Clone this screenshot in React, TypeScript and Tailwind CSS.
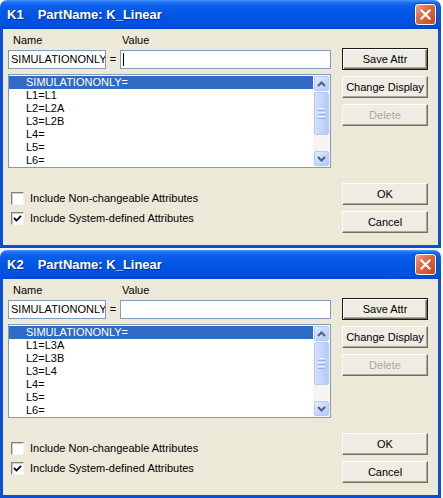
import React from "react";

const FONT = "font-['Liberation_Sans',Arial,sans-serif]";

function CloseButton() {
  return (
    <div className="w-[21px] h-[21px] rounded-[3px] border border-white bg-[linear-gradient(135deg,#F0A080_0%,#E06A44_40%,#C8431C_100%)] flex items-center justify-center shadow-[0_0_0_1px_rgba(0,40,140,0.35)]">
      <svg width="11" height="11" viewBox="0 0 11 11">
        <path d="M1.5 1.5 L9.5 9.5 M9.5 1.5 L1.5 9.5" stroke="white" strokeWidth="2.2" strokeLinecap="square" />
      </svg>
    </div>
  );
}

function TitleBar({ id }: { id: string }) {
  return (
    <div className="h-[29px] rounded-t-[7px] flex items-center justify-between pl-[7px] pr-[5px] bg-[linear-gradient(to_bottom,#4A97FF_0%,#1F6FF2_8%,#0A5EEA_20%,#0055E3_55%,#0052DE_85%,#0046CF_100%)]">
      <div className="flex items-center text-white font-bold text-[13px] leading-none [text-shadow:1px_1px_0_#0A2A8A]">
        <span>{id}</span>
        <span className="ml-[14px]">PartName: K_Linear</span>
      </div>
      <CloseButton />
    </div>
  );
}

function Button({ label, isDefault, disabled }: { label: string; isDefault?: boolean; disabled?: boolean }) {
  const base = "h-[22px] w-[86px] flex items-center justify-center text-[11px] bg-[#EEECE3]";
  const border = isDefault
    ? "border border-[#1A1A1A] shadow-[inset_1px_1px_0_#FFFFFF,inset_-1px_-1px_0_#716F64,inset_-2px_-2px_0_#ACA899]"
    : "border border-t-white border-l-white border-r-[#716F64] border-b-[#716F64] shadow-[inset_-1px_-1px_0_#ACA899]";
  return (
    <div className={`${base} ${border} ${disabled ? "text-[#ACA899]" : "text-black"}`}>{label}</div>
  );
}

function Checkbox({ checked, label }: { checked?: boolean; label: string }) {
  return (
    <div className="flex items-center h-[13px] pl-[3px]">
      <div className="w-[13px] h-[13px] bg-white border border-t-[#808080] border-l-[#808080] border-r-[#F4F3EE] border-b-[#F4F3EE] shadow-[inset_1px_1px_0_#D4D0C8] flex items-center justify-center">
        {checked && (
          <svg width="9" height="9" viewBox="0 0 9 9">
            <path d="M1 4 L3.5 6.5 L8 1.8" stroke="black" strokeWidth="1.8" fill="none" />
          </svg>
        )}
      </div>
      <span className="ml-[6px] text-[11px] leading-none text-black">{label}</span>
    </div>
  );
}

function ScrollButton({ up }: { up?: boolean }) {
  return (
    <div className="w-[15px] h-[15px] rounded-[2px] border border-[#B7CAF5] bg-[linear-gradient(135deg,#E6EEFF_0%,#C7D8FD_50%,#B6CAF8_100%)] flex items-center justify-center">
      <svg width="9" height="6" viewBox="0 0 9 6">
        <path d={up ? "M1 5 L4.5 1.5 L8 5" : "M1 1 L4.5 4.5 L8 1"} stroke="#4D6185" strokeWidth="2" fill="none" />
      </svg>
    </div>
  );
}

function Scrollbar() {
  return (
    <div className="w-[17px] h-full bg-[#F6F5F0] flex flex-col items-center pt-[1px] pb-[1px]">
      <ScrollButton up />
      <div className="mt-[1px] w-[15px] h-[43px] rounded-[2px] border border-[#B7CAF5] bg-[linear-gradient(to_right,#D3E0FE_0%,#C3D4FD_50%,#B6CAF8_100%)] flex flex-col items-center justify-center gap-[1px]">
        <div className="w-[7px] h-[1px] bg-[#EEF4FE]" />
        <div className="w-[7px] h-[1px] bg-[#8CB0F8]" />
        <div className="w-[7px] h-[1px] bg-[#EEF4FE]" />
        <div className="w-[7px] h-[1px] bg-[#8CB0F8]" />
        <div className="w-[7px] h-[1px] bg-[#EEF4FE]" />
        <div className="w-[7px] h-[1px] bg-[#8CB0F8]" />
      </div>
      <div className="flex-1" />
      <ScrollButton />
    </div>
  );
}

function Dialog({ id, items, caret }: { id: string; items: string[]; caret?: boolean }) {
  return (
    <div className={`w-[441px] h-[248px] flex flex-col ${FONT}`}>
      <TitleBar id={id} />
      <div className="flex-1 flex border-x-[3px] border-b-[3px] border-[#0A4FD8] bg-[#ECE9D8] pl-[5px] pr-[10px]">
        {/* left column */}
        <div className="w-[323px] flex flex-col pt-[4px]">
          <div className="h-[14px] flex items-center text-[11px] leading-none text-black">
            <span className="w-[114px] pl-[5px]">Name</span>
            <span>Value</span>
          </div>
          <div className="mt-[3px] h-[19px] flex items-center">
            <div className="w-[98px] h-full bg-white border border-[#7F9DB9] flex items-center pl-[2px] overflow-hidden text-[11px] leading-none whitespace-nowrap">
              SIMULATIONONLY
            </div>
            <div className="w-[14px] text-center text-[11px] leading-none">=</div>
            <div className="flex-1 h-full bg-white border border-[#7F9DB9] flex items-center pl-[2px]">
              {caret && <div className="w-[1px] h-[13px] bg-black" />}
            </div>
          </div>
          <div className="mt-[5px] h-[94px] bg-white border border-[#7F9DB9] flex">
            <div className="flex-1 flex flex-col pt-[1px]">
              {items.map((t, i) => (
                <div
                  key={i}
                  className={`h-[13px] flex items-center pl-[17px] text-[11px] leading-none whitespace-nowrap ${
                    i === 0 ? "bg-[#316AC5] text-white" : "text-black"
                  }`}
                >
                  {t}
                </div>
              ))}
            </div>
            <Scrollbar />
          </div>
          <div className="mt-[24px] flex flex-col gap-[7px]">
            <Checkbox label="Include Non-changeable Attributes" />
            <Checkbox checked label="Include System-defined Attributes" />
          </div>
        </div>
        {/* right column */}
        <div className="ml-[11px] flex flex-col pt-[19px]">
          <div className="flex flex-col gap-[6px]">
            <Button label="Save Attr" isDefault />
            <Button label="Change Display" />
            <Button label="Delete" disabled />
          </div>
          <div className="mt-[57px] flex flex-col gap-[6px]">
            <Button label="OK" />
            <Button label="Cancel" />
          </div>
        </div>
      </div>
    </div>
  );
}

export default function App() {
  return (
    <div className="w-[443px] h-[498px] bg-white overflow-hidden flex flex-col">
      <Dialog id="K1" caret items={["SIMULATIONONLY=", "L1=L1", "L2=L2A", "L3=L2B", "L4=", "L5=", "L6="]} />
      <div className="h-[2px] bg-[#F2F2F2]" />
      <Dialog id="K2" items={["SIMULATIONONLY=", "L1=L3A", "L2=L3B", "L3=L4", "L4=", "L5=", "L6="]} />
    </div>
  );
}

━━━━━━

# Challenge
Repeat the listing in full and exactly. Leave any pictures out.

# Correct result
Clone this screenshot in React, TypeScript and Tailwind CSS.
import React from "react";

const FONT = "font-['Liberation_Sans',Arial,sans-serif]";

function CloseButton() {
  return (
    <div className="w-[21px] h-[21px] rounded-[3px] border border-white bg-[linear-gradient(135deg,#F0A080_0%,#E06A44_40%,#C8431C_100%)] flex items-center justify-center shadow-[0_0_0_1px_rgba(0,40,140,0.35)]">
      <svg width="11" height="11" viewBox="0 0 11 11">
        <path d="M1.5 1.5 L9.5 9.5 M9.5 1.5 L1.5 9.5" stroke="white" strokeWidth="2.2" strokeLinecap="square" />
      </svg>
    </div>
  );
}

function TitleBar({ id }: { id: string }) {
  return (
    <div className="h-[29px] rounded-t-[7px] flex items-center justify-between pl-[7px] pr-[5px] bg-[linear-gradient(to_bottom,#4A97FF_0%,#1F6FF2_8%,#0A5EEA_20%,#0055E3_55%,#0052DE_85%,#0046CF_100%)]">
      <div className="flex items-center text-white font-bold text-[13px] leading-none [text-shadow:1px_1px_0_#0A2A8A]">
        <span>{id}</span>
        <span className="ml-[14px]">PartName: K_Linear</span>
      </div>
      <CloseButton />
    </div>
  );
}

function Button({ label, isDefault, disabled }: { label: string; isDefault?: boolean; disabled?: boolean }) {
  const base = "h-[22px] w-[86px] flex items-center justify-center text-[11px] bg-[#EEECE3]";
  const border = isDefault
    ? "border border-[#1A1A1A] shadow-[inset_1px_1px_0_#FFFFFF,inset_-1px_-1px_0_#716F64,inset_-2px_-2px_0_#ACA899]"
    : "border border-t-white border-l-white border-r-[#716F64] border-b-[#716F64] shadow-[inset_-1px_-1px_0_#ACA899]";
  return (
    <div className={`${base} ${border} ${disabled ? "text-[#ACA899]" : "text-black"}`}>{label}</div>
  );
}

function Checkbox({ checked, label }: { checked?: boolean; label: string }) {
  return (
    <div className="flex items-center h-[13px] pl-[3px]">
      <div className="w-[13px] h-[13px] bg-white border border-t-[#808080] border-l-[#808080] border-r-[#F4F3EE] border-b-[#F4F3EE] shadow-[inset_1px_1px_0_#D4D0C8] flex items-center justify-center">
        {checked && (
          <svg width="9" height="9" viewBox="0 0 9 9">
            <path d="M1 4 L3.5 6.5 L8 1.8" stroke="black" strokeWidth="1.8" fill="none" />
          </svg>
        )}
      </div>
      <span className="ml-[6px] text-[11px] leading-none text-black">{label}</span>
    </div>
  );
}

function ScrollButton({ up }: { up?: boolean }) {
  return (
    <div className="w-[15px] h-[15px] rounded-[2px] border border-[#B7CAF5] bg-[linear-gradient(135deg,#E6EEFF_0%,#C7D8FD_50%,#B6CAF8_100%)] flex items-center justify-center">
      <svg width="9" height="6" viewBox="0 0 9 6">
        <path d={up ? "M1 5 L4.5 1.5 L8 5" : "M1 1 L4.5 4.5 L8 1"} stroke="#4D6185" strokeWidth="2" fill="none" />
      </svg>
    </div>
  );
}

function Scrollbar() {
  return (
    <div className="w-[17px] h-full bg-[#F6F5F0] flex flex-col items-center pt-[1px] pb-[1px]">
      <ScrollButton up />
      <div className="mt-[1px] w-[15px] h-[43px] rounded-[2px] border border-[#B7CAF5] bg-[linear-gradient(to_right,#D3E0FE_0%,#C3D4FD_50%,#B6CAF8_100%)] flex flex-col items-center justify-center gap-[1px]">
        <div className="w-[7px] h-[1px] bg-[#EEF4FE]" />
        <div className="w-[7px] h-[1px] bg-[#8CB0F8]" />
        <div className="w-[7px] h-[1px] bg-[#EEF4FE]" />
        <div className="w-[7px] h-[1px] bg-[#8CB0F8]" />
        <div className="w-[7px] h-[1px] bg-[#EEF4FE]" />
        <div className="w-[7px] h-[1px] bg-[#8CB0F8]" />
      </div>
      <div className="flex-1" />
      <ScrollButton />
    </div>
  );
}

function Dialog({ id, items, caret }: { id: string; items: string[]; caret?: boolean }) {
  return (
    <div className={`w-[441px] h-[248px] flex flex-col ${FONT}`}>
      <TitleBar id={id} />
      <div className="flex-1 flex border-x-[3px] border-b-[3px] border-[#0A4FD8] bg-[#ECE9D8] pl-[5px] pr-[10px]">
        {/* left column */}
        <div className="w-[323px] flex flex-col pt-[4px]">
          <div className="h-[14px] flex items-center text-[11px] leading-none text-black">
            <span className="w-[114px] pl-[5px]">Name</span>
            <span>Value</span>
          </div>
          <div className="mt-[3px] h-[19px] flex items-center">
            <div className="w-[98px] h-full bg-white border border-[#7F9DB9] flex items-center pl-[2px] overflow-hidden text-[11px] leading-none whitespace-nowrap">
              SIMULATIONONLY
            </div>
            <div className="w-[14px] text-center text-[11px] leading-none">=</div>
            <div className="flex-1 h-full bg-white border border-[#7F9DB9] flex items-center pl-[2px]">
              {caret && <div className="w-[1px] h-[13px] bg-black" />}
            </div>
          </div>
          <div className="mt-[5px] h-[94px] bg-white border border-[#7F9DB9] flex">
            <div className="flex-1 flex flex-col pt-[1px]">
              {items.map((t, i) => (
                <div
                  key={i}
                  className={`h-[13px] flex items-center pl-[17px] text-[11px] leading-none whitespace-nowrap ${
                    i === 0 ? "bg-[#316AC5] text-white" : "text-black"
                  }`}
                >
                  {t}
                </div>
              ))}
            </div>
            <Scrollbar />
          </div>
          <div className="mt-[24px] flex flex-col gap-[7px]">
            <Checkbox label="Include Non-changeable Attributes" />
            <Checkbox checked label="Include System-defined Attributes" />
          </div>
        </div>
        {/* right column */}
        <div className="ml-[11px] flex flex-col pt-[19px]">
          <div className="flex flex-col gap-[6px]">
            <Button label="Save Attr" isDefault />
            <Button label="Change Display" />
            <Button label="Delete" disabled />
          </div>
          <div className="mt-[57px] flex flex-col gap-[6px]">
            <Button label="OK" />
            <Button label="Cancel" />
          </div>
        </div>
      </div>
    </div>
  );
}

export default function App() {
  return (
    <div className="w-[443px] h-[498px] bg-white overflow-hidden flex flex-col">
      <Dialog id="K1" caret items={["SIMULATIONONLY=", "L1=L1", "L2=L2A", "L3=L2B", "L4=", "L5=", "L6="]} />
      <div className="h-[2px] bg-[#F2F2F2]" />
      <Dialog id="K2" items={["SIMULATIONONLY=", "L1=L3A", "L2=L3B", "L3=L4", "L4=", "L5=", "L6="]} />
    </div>
  );
}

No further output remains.